[To be done] Restate the data word for word and leave the images out.

--- BEGIN Given data ---

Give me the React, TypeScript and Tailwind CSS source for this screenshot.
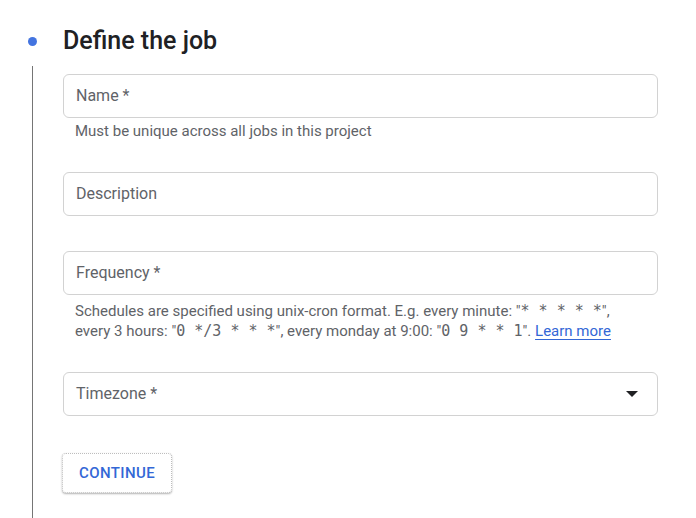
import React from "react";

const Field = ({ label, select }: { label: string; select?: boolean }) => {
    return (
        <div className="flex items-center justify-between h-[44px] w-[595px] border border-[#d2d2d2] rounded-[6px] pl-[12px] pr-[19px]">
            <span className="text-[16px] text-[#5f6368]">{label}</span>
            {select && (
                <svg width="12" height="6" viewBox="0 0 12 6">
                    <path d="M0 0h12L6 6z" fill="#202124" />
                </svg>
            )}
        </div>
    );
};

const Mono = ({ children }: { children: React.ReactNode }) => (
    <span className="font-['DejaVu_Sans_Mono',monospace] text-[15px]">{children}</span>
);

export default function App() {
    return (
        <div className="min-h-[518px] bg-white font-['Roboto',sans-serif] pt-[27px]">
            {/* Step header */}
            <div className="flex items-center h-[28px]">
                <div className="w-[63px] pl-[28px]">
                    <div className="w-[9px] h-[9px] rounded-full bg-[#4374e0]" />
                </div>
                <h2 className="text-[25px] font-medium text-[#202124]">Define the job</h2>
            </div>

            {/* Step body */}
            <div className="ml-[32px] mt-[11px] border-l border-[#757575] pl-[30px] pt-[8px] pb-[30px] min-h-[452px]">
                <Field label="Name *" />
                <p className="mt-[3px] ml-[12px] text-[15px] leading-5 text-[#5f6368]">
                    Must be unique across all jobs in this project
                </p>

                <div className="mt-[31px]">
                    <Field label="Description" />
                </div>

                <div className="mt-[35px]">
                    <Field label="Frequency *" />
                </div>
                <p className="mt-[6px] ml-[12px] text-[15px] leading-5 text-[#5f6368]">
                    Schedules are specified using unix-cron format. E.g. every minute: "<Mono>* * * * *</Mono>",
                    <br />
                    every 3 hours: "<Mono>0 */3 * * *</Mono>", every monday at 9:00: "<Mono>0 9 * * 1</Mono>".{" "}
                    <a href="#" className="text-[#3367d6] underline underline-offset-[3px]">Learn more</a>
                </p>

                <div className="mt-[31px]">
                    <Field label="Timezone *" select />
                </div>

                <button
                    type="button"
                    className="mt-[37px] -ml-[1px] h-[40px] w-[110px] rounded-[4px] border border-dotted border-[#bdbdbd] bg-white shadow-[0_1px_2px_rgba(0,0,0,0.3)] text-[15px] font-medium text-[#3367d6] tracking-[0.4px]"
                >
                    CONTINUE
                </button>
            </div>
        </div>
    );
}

--- END Given data ---

[Solved exercise]
Give me the React, TypeScript and Tailwind CSS source for this screenshot.
import React from "react";

const Field = ({ label, select }: { label: string; select?: boolean }) => {
    return (
        <div className="flex items-center justify-between h-[44px] w-[595px] border border-[#d2d2d2] rounded-[6px] pl-[12px] pr-[19px]">
            <span className="text-[16px] text-[#5f6368]">{label}</span>
            {select && (
                <svg width="12" height="6" viewBox="0 0 12 6">
                    <path d="M0 0h12L6 6z" fill="#202124" />
                </svg>
            )}
        </div>
    );
};

const Mono = ({ children }: { children: React.ReactNode }) => (
    <span className="font-['DejaVu_Sans_Mono',monospace] text-[15px]">{children}</span>
);

export default function App() {
    return (
        <div className="min-h-[518px] bg-white font-['Roboto',sans-serif] pt-[27px]">
            {/* Step header */}
            <div className="flex items-center h-[28px]">
                <div className="w-[63px] pl-[28px]">
                    <div className="w-[9px] h-[9px] rounded-full bg-[#4374e0]" />
                </div>
                <h2 className="text-[25px] font-medium text-[#202124]">Define the job</h2>
            </div>

            {/* Step body */}
            <div className="ml-[32px] mt-[11px] border-l border-[#757575] pl-[30px] pt-[8px] pb-[30px] min-h-[452px]">
                <Field label="Name *" />
                <p className="mt-[3px] ml-[12px] text-[15px] leading-5 text-[#5f6368]">
                    Must be unique across all jobs in this project
                </p>

                <div className="mt-[31px]">
                    <Field label="Description" />
                </div>

                <div className="mt-[35px]">
                    <Field label="Frequency *" />
                </div>
                <p className="mt-[6px] ml-[12px] text-[15px] leading-5 text-[#5f6368]">
                    Schedules are specified using unix-cron format. E.g. every minute: "<Mono>* * * * *</Mono>",
                    <br />
                    every 3 hours: "<Mono>0 */3 * * *</Mono>", every monday at 9:00: "<Mono>0 9 * * 1</Mono>".{" "}
                    <a href="#" className="text-[#3367d6] underline underline-offset-[3px]">Learn more</a>
                </p>

                <div className="mt-[31px]">
                    <Field label="Timezone *" select />
                </div>

                <button
                    type="button"
                    className="mt-[37px] -ml-[1px] h-[40px] w-[110px] rounded-[4px] border border-dotted border-[#bdbdbd] bg-white shadow-[0_1px_2px_rgba(0,0,0,0.3)] text-[15px] font-medium text-[#3367d6] tracking-[0.4px]"
                >
                    CONTINUE
                </button>
            </div>
        </div>
    );
}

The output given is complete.